Y先生甚至表示:民主選舉更易產生希特勒、墨索里尼這樣的領導人。意思是,民主普選制可能才是獨裁制的溫床。
我以為,希特勒這種人比較可能在初期民主化過程中獲得權力,也在初期民主化過程中將權力轉變成另一種獨裁形式。但是,在人民對民主的素養提高到一定程度以後,這種人或許還有機會普選產生,但是比較不易將權力形式任意改變。
而且,如果這種人在任何情況下都能得到權力,那麼,也就無從由此評定民主機制的缺陷。它充其量是不比其他機制更優越,而不見得是比較差。
另外,我認為長期民主化發展下的大眾往往不會再有促成獨裁強人溫床的那種集體激情。他們可能幼稚地偏好有魅力的明星,但是他們更樂見被選出的人來討好他們。討好選民,的確可能犧牲整體實質的進步,但卻比較能避免形成獨裁。
雖然我一直強調普選不是民主的充分條件,但是Y先生卻一直要把討論拉回到對普選缺陷的討論。我主張民主需要別的配套條件,Y先生卻認為是那是虛幻、不實在的事物。
民主所需要的素養中,包括自尊尊人、理性與自律等普遍心理特質。這種特質確實難得。但是,這種條件是可以漸進培養的,它是相對程度的問題,不是全有或全無的狀態。我認為,基督新教的世界擁有較接近於此的條件,因此也易產生較健全的民主制。其他世界比較缺少這些條件,所以他們就容易徒有選舉形式,而難有健全、實質的民主。這裡,他們的問題固然不只是民主化與否,而與人民素質有關。但是,並不能反推說:他們如果不選舉,情況就會更好。民主如果只抓住最外表的選舉形式,確實是有很多問題。但是,如果那些現在採取普選形式的國家,轉而放棄普選(即使普選總有虛假,只要虛假成份並不掩蓋實質主流民意),是否政治就會更有秩序,更有效率?
當然,即使是基督新教世界的民主制也不是沒有問題。所以,美國有內戰,德國也發起了近代的多次戰爭。
這反映世界的複雜性,與要找到完美的制度的極度困難,甚至不可能。
但是,我們如果就放棄追求進步,那不會是我們做檢討的初旨。而且,很明顯,西方世界,特別是西方的幾個最進步的國家,包括西北歐與北美國家,畢竟是人們所相對嚮往的國度。很多華人豈不嚮往著移民美國嗎?
美國有內戰,但是二百多年來,好像主要也就是一場內戰。中國呢?
德國有多次戰爭,但是先不說他們總能在戰敗後很快又崛起,至少他們也還是漸進發展為穩固的民主制。他們絕沒有要停在希特勒的體制下。共產制也最終被民主制所改變。今天,德國人過的生活與一般中國人的生活相比,又是如何呢?

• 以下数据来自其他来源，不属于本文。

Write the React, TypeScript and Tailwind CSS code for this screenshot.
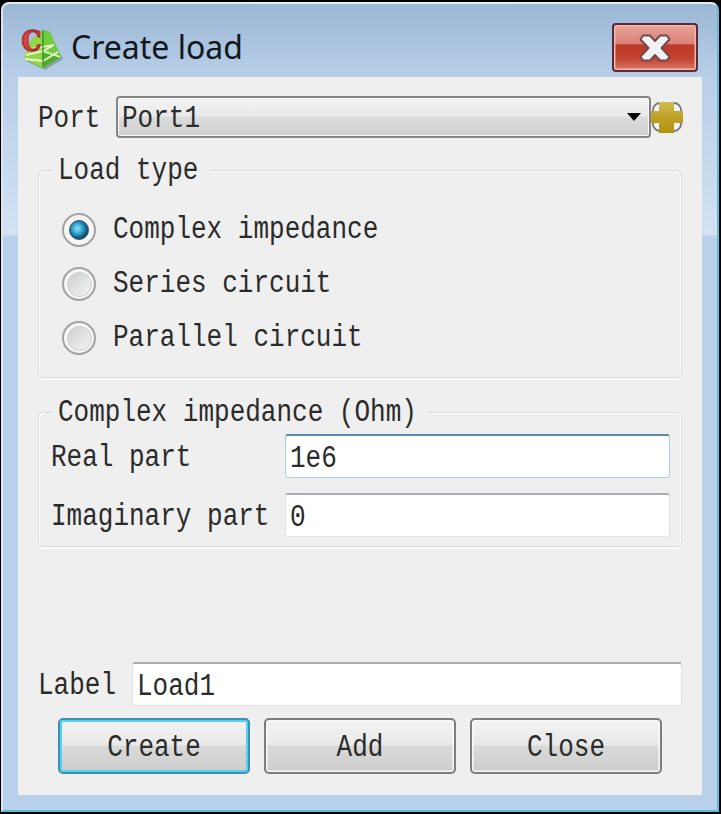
import { useState } from "react";
import clsx from "clsx";

const LOAD_TYPES = ["Complex impedance", "Series circuit", "Parallel circuit"];

interface TextProps {
  children: string;
  className?: string;
}

// tall narrow bitmap-like dialog font
function Text({ children, className }: TextProps) {
  return (
    <span
      className={clsx(
        "inline-block whitespace-pre font-['Liberation_Mono',monospace] text-[26px] leading-[30px] text-[#2b2b2b] scale-y-[1.2]",
        className
      )}
    >
      {children}
    </span>
  );
}

function AppIcon() {
  return (
    <svg width="42" height="46" viewBox="0 0 42 46">
      <path d="M25 6 L42 35 L24 46 L5 37 Z" fill="#4c7a4c" opacity=".45" />
      <path d="M21 6 L29 8 L40 33 L22 44 L3 35 Z" fill="#4fae2a" />
      <path d="M21 6 L22 44 L3 35 L8 18 Z" fill="#93d548" />
      <path d="M22 6 L29 8 L40 33 L22 29 Z" fill="#72cc3d" />
      <path d="M5 31 L22 27 L39 33 M10 25 L33 21 M4 35 L22 37 L37 28 M22 27 L33 21" fill="none" stroke="#e4f8c8" strokeWidth="1.8" />
      <path d="M22 7 V43" stroke="#2f9a24" strokeWidth="1.3" />
      <text
        x="0.5"
        y="26.5"
        fontFamily="'DejaVu Serif', serif"
        fontWeight="bold"
        fontSize="28"
        textLength="20"
        lengthAdjust="spacingAndGlyphs"
        fill="#df4145"
        stroke="#a82a30"
        strokeWidth="1.4"
      >
        C
      </text>
    </svg>
  );
}

function CloseIcon() {
  return (
    <svg width="32" height="28" viewBox="0 0 32 28">
      <path
        d="M4 1.5 H11 L16 7 L21 1.5 H28 L30.5 5.5 L22.5 14 L30.5 22.5 L28 26.5 H21 L16 21 L11 26.5 H4 L1.5 22.5 L9.5 14 L1.5 5.5 Z"
        fill="#f1f2f3"
        stroke="#75484d"
        strokeWidth="2"
        strokeLinejoin="round"
      />
    </svg>
  );
}

function PlusIcon() {
  return (
    <svg width="32" height="32" viewBox="0 0 32 32">
      <defs>
        <linearGradient id="gold" x1="0" y1="0" x2="0" y2="1">
          <stop offset="0" stopColor="#d2bb55" />
          <stop offset=".45" stopColor="#bfa328" />
          <stop offset="1" stopColor="#b29210" />
        </linearGradient>
      </defs>
      <rect x="2" y="2" width="28" height="28" rx="7" fill="#f4f4f4" stroke="#777" strokeWidth="1.8" />
      <path d="M8 1 H23 V10 H32 V22 H23 V32 H8 V22 H0 V10 H8 Z" fill="url(#gold)" />
    </svg>
  );
}

interface RadioProps {
  label: string;
  checked: boolean;
  onSelect: () => void;
}

function Radio({ label, checked, onSelect }: RadioProps) {
  return (
    <div role="radio" aria-checked={checked} onClick={onSelect} className="flex h-[54px] items-center gap-[17px]">
      <div className="flex size-[34px] items-center justify-center rounded-full border-2 border-[#a2a2a2] bg-[#f6f6f6]">
        {checked ? (
          <div className="size-[20px] rounded-full border border-[#315468] bg-[radial-gradient(circle_at_42%_42%,#8fe4fb_0%,#32a5d0_34%,#115075_66%,#173e58_100%)]" />
        ) : (
          <div className="size-[25px] rounded-full border border-[#cfcfcf] bg-linear-135 from-[#cbcdcf] to-[#f6f6f6]" />
        )}
      </div>
      <Text>{label}</Text>
    </div>
  );
}

interface GroupProps {
  title: string;
  className?: string;
  children: React.ReactNode;
}

function Group({ title, className, children }: GroupProps) {
  return (
    <div
      className={clsx(
        "flex flex-col rounded-[5px] border border-[#d6dada] shadow-[inset_1px_1px_#fff,inset_-1px_0_#fff,0_2px_#fcfcfc]",
        className
      )}
    >
      <div className="-mt-[15px] ml-[13px] flex h-[30px] self-start bg-[#efefef] pr-[11px] pl-[6px]">
        <Text>{title}</Text>
      </div>
      {children}
    </div>
  );
}

interface FieldProps {
  value: string;
  focused?: boolean;
  className?: string;
}

function Field({ value, focused, className }: FieldProps) {
  return (
    <div
      className={clsx(
        "flex items-center rounded-[3px] border bg-white pl-[4px] pt-[4px]",
        focused ? "border-[#b3cfe8] border-t-2 border-t-[#5e87b0]" : "border-[#dfe1e4] border-t-2 border-t-[#abadb3]",
        className
      )}
    >
      <Text>{value}</Text>
    </div>
  );
}

interface PushButtonProps {
  label: string;
  isDefault?: boolean;
}

function PushButton({ label, isDefault }: PushButtonProps) {
  return (
    <button
      className={clsx(
        "flex h-[56px] w-[192px] items-center justify-center rounded-[5px] border-2 bg-[linear-gradient(#f3f3f3_0%,#e9e9e9_48%,#dadada_50%,#cdcdcd_100%)] pt-[3px]",
        isDefault
          ? "border-[#3f8db0] shadow-[inset_0_0_0_2px_#55d0f2]"
          : "border-[#7d7d7d] shadow-[inset_0_0_0_1.5px_#f8f8f8]"
      )}
    >
      <Text>{label}</Text>
    </button>
  );
}

export default function App() {
  const [type, setType] = useState(0);

  return (
    <div className="h-[814px] w-[721px] overflow-hidden bg-black pt-[2px] pr-[2px] pb-[2px] pl-px">
      <div className="flex h-[810px] flex-col rounded-t-[8px] border-2 border-t-[#e3ecf4] border-r-[#62bcd9] border-b-[#55bfd8] border-l-[#dce6f3] bg-[linear-gradient(#9bb7d5_0px,#b8cfe8_73px,#d2e2f3_231px,#b8d0e9_232px)] px-[15px] pb-[15px]">
        <div className="flex h-[73px] shrink-0 items-start justify-between pr-[4px]">
          <div className="flex items-center gap-[8px] pt-[20px] pl-[3px]">
            <AppIcon />
            <span className="font-['Noto_Sans',sans-serif] text-[32px] leading-[46px] text-[#111820]">Create load</span>
          </div>
          <button className="mt-[19px] flex h-[49px] w-[86px] items-center justify-center rounded-[4px] border-2 border-[#5b2a3a] bg-[linear-gradient(#e9a399_0%,#db8076_42%,#bc3a27_44%,#c34430_75%,#d9796a_100%)] shadow-[inset_0_0_0_1.5px_#f0b5ad]">
            <CloseIcon />
          </button>
        </div>

        <div className="flex flex-1 flex-col bg-[#efefef] px-[20px] pt-[19px]">
          <div className="-mr-px flex h-[42px] items-center">
            <Text className="mt-[4px] w-[78px]">Port</Text>
            <div className="flex h-[42px] w-[535px] items-center justify-between rounded-[4px] border-2 border-[#858585] bg-[linear-gradient(#f3f3f3_0%,#e9e9e9_48%,#dcdcdc_50%,#cfcfcf_100%)] pr-[8px] pl-[4px] shadow-[inset_0_0_0_1px_#f8f8f8]">
              <Text className="mt-[3px]">Port1</Text>
              <svg width="14" height="8" viewBox="0 0 14 8">
                <path d="M0 0 H14 L7 8 Z" fill="#000" />
              </svg>
            </div>
            <PlusIcon />
          </div>

          <Group title="Load type" className="mt-[32px] h-[208px]">
            <div className="mt-[17px] pl-[23px]">
              {LOAD_TYPES.map((label, i) => (
                <Radio key={label} label={label} checked={type === i} onSelect={() => setType(i)} />
              ))}
            </div>
          </Group>

          <Group title="Complex impedance (Ohm)" className="mt-[34px] h-[135px]">
            <div className="mt-[6px] grid grid-cols-[234px_385px] gap-y-[15px] pl-[12px]">
              <Text className="mt-[3px] self-center">Real part</Text>
              <Field value="1e6" focused className="h-[44px]" />
              <Text className="mt-[3px] self-center">Imaginary part</Text>
              <Field value="0" className="h-[44px]" />
            </div>
          </Group>

          <div className="mt-[115px] flex items-center">
            <Text className="mt-[3px] w-[94px]">Label</Text>
            <Field value="Load1" className="h-[44px] flex-1" />
          </div>

          <div className="mt-[12px] flex gap-[14px] pl-[20px]">
            <PushButton label="Create" isDefault />
            <PushButton label="Add" />
            <PushButton label="Close" />
          </div>
        </div>
      </div>
    </div>
  );
}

當然,有些人可能會說,那差異只是在物質條件的層面,與政治制度無關。真的與政治無關嗎?如果政治不影響經濟,晚近的中國人怎麼對自己的現在的政治領導人如此推崇?中國人還想回到文革時代嗎?文革式的政治型態可取嗎?
總之,政治與經濟應該是互為因果的,而物質條件在很大程度上也是政治的結果。西方的富裕,當然也與他們的政治改革有關(或可參見「信任社會」一書,)。
其實西方先進國家為了修改他們的民主制,也花了很多心思。學者的研究與政治家的實踐,一直在努力改進。早期的「自由式民主」與現在「審議式(deliberative)民主」,就是在這樣的努力過程中提出的不同民主模式。普選固然是重要的要素,但是它確實需要其他的要素配合。
最後,也許我們可以結論說:現在的中共政治制度對現在的中國很適合。但是,中國現在的政治機制或運作程序是否就是最理想的形式呢?而如果中國的政治制度還要繼續改進,方向是什麼呢?民主化?寡頭壟斷?獨裁?